A senior airman who worked as a linguist at Kelly Air Base, Kelly Donovan, 24, of Rumson, N.J., was taking a walk the night of Aug. 7, 1988, when she was abducted by Cruz and Jerry Kemplin, who were driving home after a drinking party. She was raped by Cruz, who then stabbed her to death. “I made a mistake. I don’t blame nobody. I take full responsibility,” Cruz said. “There’s nothing I could do or say to bring the person back. There’s nothing I could do or say to her family about how sorry I am.” Cruz blamed the attack on drug use that began for him at age 13. He said he and Kemplin, who testified against him in exchange for a 65-year prison term, had taken LSD and drank “a couple of bottles of liquor.” “She was just someone,” he said of Donovan. “I don’t expect nobody to have pity on me.”

Cruz’s attorney, Jeff Pokorak, argued that a jury was not given enough information about his client’s lifelong mental impairment. An IQ under 70 is considered at least mildly retarded, but prosecutors noted that Cruz previously had scored above 70. Bexar County District Attorney Susan Reed said a recently uncovered test, administered by the Texas Department of Criminal Justice when Cruz entered prison in 1989, showed his IQ at 83. “Our office ended up subpoenaing the records when the issue of his competency came up,” Reed said Wednesday. Pokorak said the report’s timing and history were suspicious, since it did not surface when the prison turned over all of Cruz’s records to a former attorney. “It was some kind of double-secret probation report,” Pokorak said dismissively.
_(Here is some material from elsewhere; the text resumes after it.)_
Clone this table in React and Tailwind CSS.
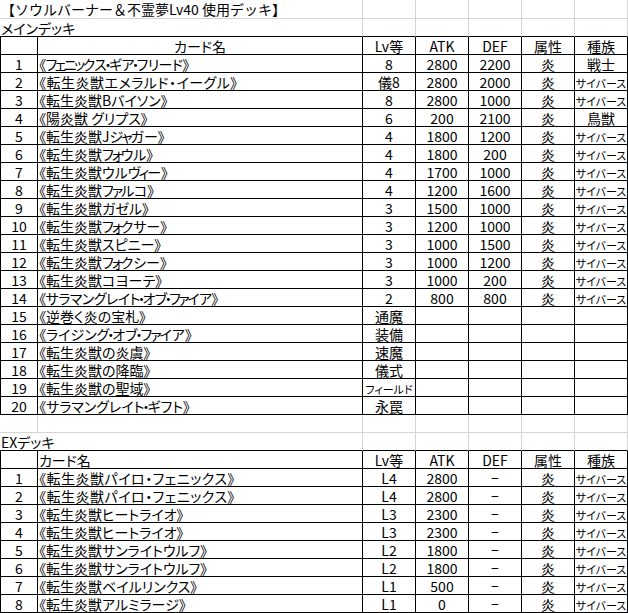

Among the 25 states that allow the execution of retarded killers, some are considering laws prohibiting the practice. The Texas Legislature, which killed a bill last session outlawing the execution of someone whose IQ is below 65, will revisit the issue in 2001. In the Dallas case, Roberson fatally stabbed James Boots, 79, and Boots’ wife, Lillian, 75, during a home robbery. “I wasn’t in a solid frame of mind,” he said, blaming the attack on his use of PCP and liquor. “I was just juiced up.”